First Guardian Collapse: Just $1.6M Recovered from $446M Lost by Australian Savers
First Guardian Super Fund Collapse: $1.6M Recovered from $446M

Thousands of Australian retirees and savers face financial devastation after the collapse of the First Guardian Master Fund, with liquidators recovering a paltry $1.6 million from an eye-watering total loss estimated at $446 million.

A Trail of Luxury Spending and Missing Millions

In March, the Federal Court, acting on an application by the corporate watchdog ASIC, placed the First Guardian Master Fund into liquidation and froze its assets. FTI Consulting was appointed in April as liquidator for Falcon Capital, the responsible entity managing the scheme.

This week, liquidators revealed the dismal recovery figure. The funds were clawed back primarily from selling assets, including a $548,000 Lamborghini Urus purchased by First Guardian director Simon Selimaj, 63, before the fund's failure. A further $859,227 was recovered from Kanun Capital Pty Ltd, and $450,000 came from the liquidation of craft brewer Fox Friday Brewing.

Staggeringly, the liquidator's own fee of $2 million exceeds the total amount recovered so far. FTI Consulting must first recover $243,391 owed to the fund's lenders before any remaining funds can be distributed to the 6,000 embattled investors, who have been warned not to expect full repayments. Partial returns are not anticipated until 2027.

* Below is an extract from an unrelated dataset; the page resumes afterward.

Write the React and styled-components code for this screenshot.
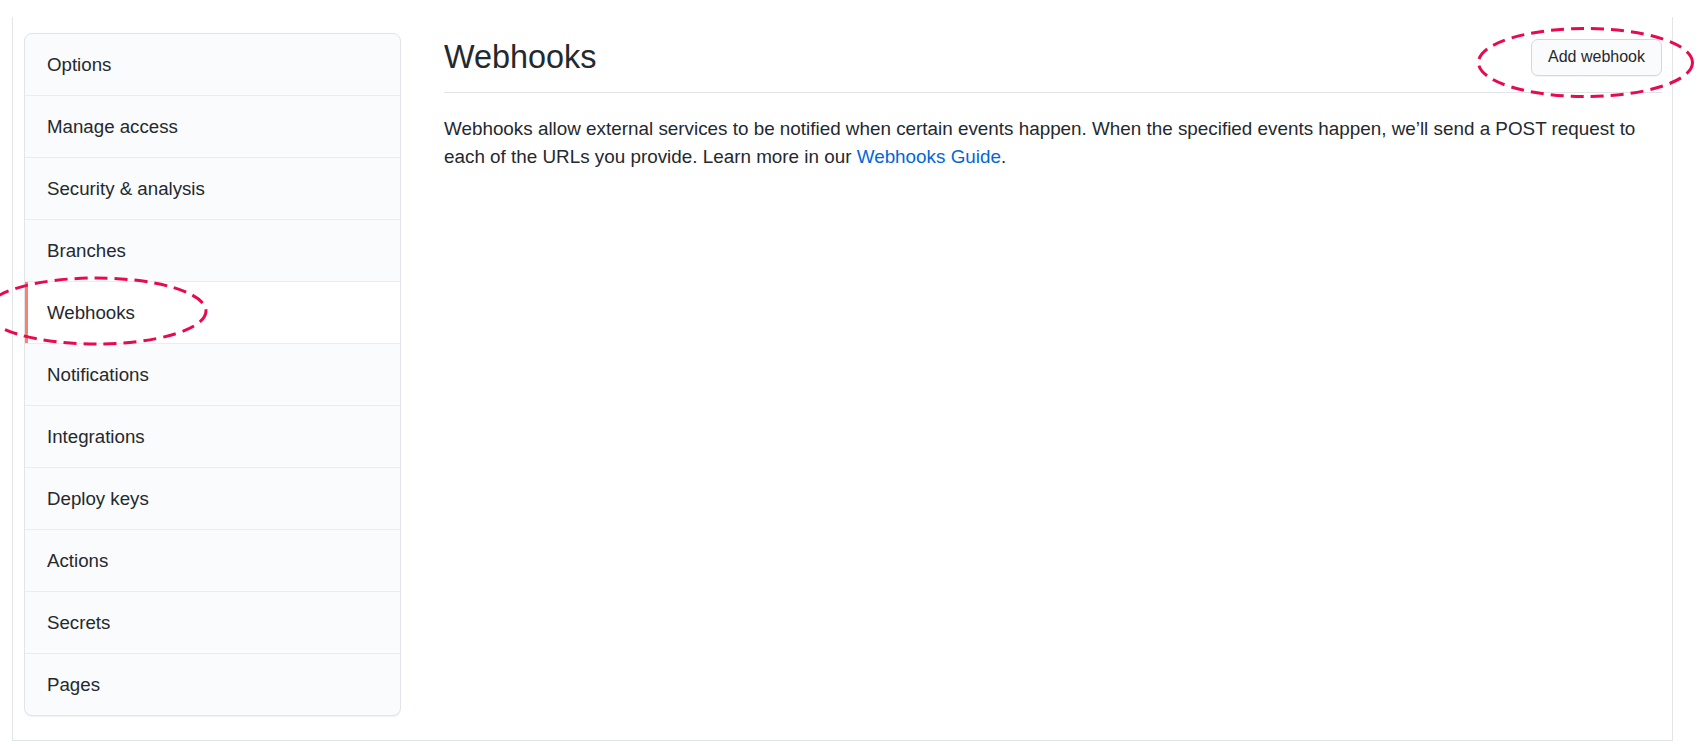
import styled, { createGlobalStyle } from "styled-components";

const GlobalStyle = createGlobalStyle`
  * { box-sizing: border-box; }
  body {
    margin: 0;
    background: #ffffff;
    font-family: "Liberation Sans", Arial, sans-serif;
    color: #24292e;
  }
`;

const Page = styled.div`
  position: relative;
  height: 744px;
  padding: 17px 33px 0 12px;
  overflow: hidden;
`;

const Frame = styled.div`
  display: flex;
  gap: 43px;
  height: 724px;
  padding: 16px 10px 0 11px;
  border: 1px solid #e1e4e8;
  border-top: none;
`;

const Sidebar = styled.nav`
  flex: 0 0 377px;
  align-self: flex-start;
  background: #fafbfc;
  border: 1px solid #e1e4e8;
  border-radius: 8px;
  box-shadow: 0 1px 1px rgba(27, 31, 35, 0.06);
  overflow: hidden;
`;

const MenuItem = styled.a`
  box-sizing: content-box;
  display: flex;
  align-items: center;
  height: 61px;
  padding: 0 22px;
  font-size: 18.7px;
  color: #24292e;
  text-decoration: none;
  background: ${(p) => (p.$active ? "#ffffff" : "transparent")};
  box-shadow: ${(p) => (p.$active ? "inset 3px 0 0 #f9826c" : "none")};
  & + & {
    border-top: 1px solid #eaecef;
  }
`;

const Main = styled.main`
  flex: 1;
`;

const Subhead = styled.div`
  display: flex;
  align-items: center;
  justify-content: space-between;
  padding-bottom: 11px;
  margin-bottom: 22px;
  border-bottom: 1px solid #e1e4e8;
`;

const Heading = styled.h2`
  margin: 0;
  font-size: 32.4px;
  font-weight: 400;
  line-height: 48px;
  color: #24292e;
`;

const Button = styled.button`
  height: 37px;
  padding: 0 16px;
  font-family: "Liberation Sans", Arial, sans-serif;
  font-size: 16px;
  color: #24292e;
  background: #fafbfc;
  border: 1px solid #d5d8db;
  border-radius: 7px;
  box-shadow: 0 1px 0 rgba(27, 31, 35, 0.04);
`;

const Text = styled.p`
  margin: 0;
  font-size: 18.85px;
  line-height: 28px;
  color: #24292e;
`;

const Link = styled.a`
  color: #0366d6;
  text-decoration: none;
`;

const Marks = styled.svg`
  position: absolute;
  left: 0;
  top: 0;
  width: 1706px;
  height: 744px;
  pointer-events: none;
`;

const items = [
  "Options",
  "Manage access",
  "Security & analysis",
  "Branches",
  "Webhooks",
  "Notifications",
  "Integrations",
  "Deploy keys",
  "Actions",
  "Secrets",
  "Pages",
];

const App = () => {
  return (
    <Page>
      <GlobalStyle />
      <Frame>
        <Sidebar>
          {items.map((name) => (
            <MenuItem key={name} $active={name === "Webhooks"}>
              {name}
            </MenuItem>
          ))}
        </Sidebar>
        <Main>
          <Subhead>
            <Heading>Webhooks</Heading>
            <Button>Add webhook</Button>
          </Subhead>
          <Text>
            Webhooks allow external services to be notified when certain events
            happen. When the specified events happen, we’ll send a POST request
            to each of the URLs you provide. Learn more in our{" "}
            <Link>Webhooks Guide</Link>.
          </Text>
        </Main>
      </Frame>
      {/* annotation ellipses drawn over the screenshot */}
      <Marks viewBox="0 0 1706 744">
        <g fill="none" stroke="#e8094f" strokeWidth="3" strokeDasharray="13 7">
          <ellipse cx="96" cy="311" rx="110" ry="33" />
          <ellipse cx="1585.5" cy="62.5" rx="107" ry="34" />
        </g>
      </Marks>
    </Page>
  );
};

export default App;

Directors Accused of Siphoning Funds Overseas

The scale of the alleged misconduct is vast. ASIC accuses First Guardian boss David Anderson, 46, of siphoning $5.6 million into his personal ANZ account "without any legitimate basis." His assets were frozen and his passport seized in February.

Furthermore, Anderson is accused of moving a staggering $274 million overseas after learning of ASIC's investigation into financial irregularities. Liquidators are now examining entities and funds created by the directors and their associates in the Cayman Islands.

While Anderson was spotted on a peaceful stroll on Phillip Island in August, investors like Canberra couple Simon and Annette Luck were confronting the loss of $340,000 – nearly all their retirement savings. "Disheartened, dismayed and downright disappointed and let down," Mrs Luck said earlier this year, with the couple now fearing they may have to sell their home.

A Systemic Failure with Lasting Consequences

ASIC states that around 6,000 people invested, often after being contacted by lead generators and referred to financial advisers. These advisers frequently recommended rolling over existing super into a choice fund or setting up a self-managed super fund (SMSF) to facilitate investment into First Guardian.

The watchdog has taken court action to preserve remaining assets for investors. A number of First Guardian investments will require legal action to recover funds, with other claims likely to be directed against the directors themselves, though their ability to repay is unknown.

This case shares connections with the collapse of the Shield Master Fund in June 2024, which ASIC notes "involves some of the same persons and companies," pointing to a wider pattern of alleged financial mismanagement and fraud.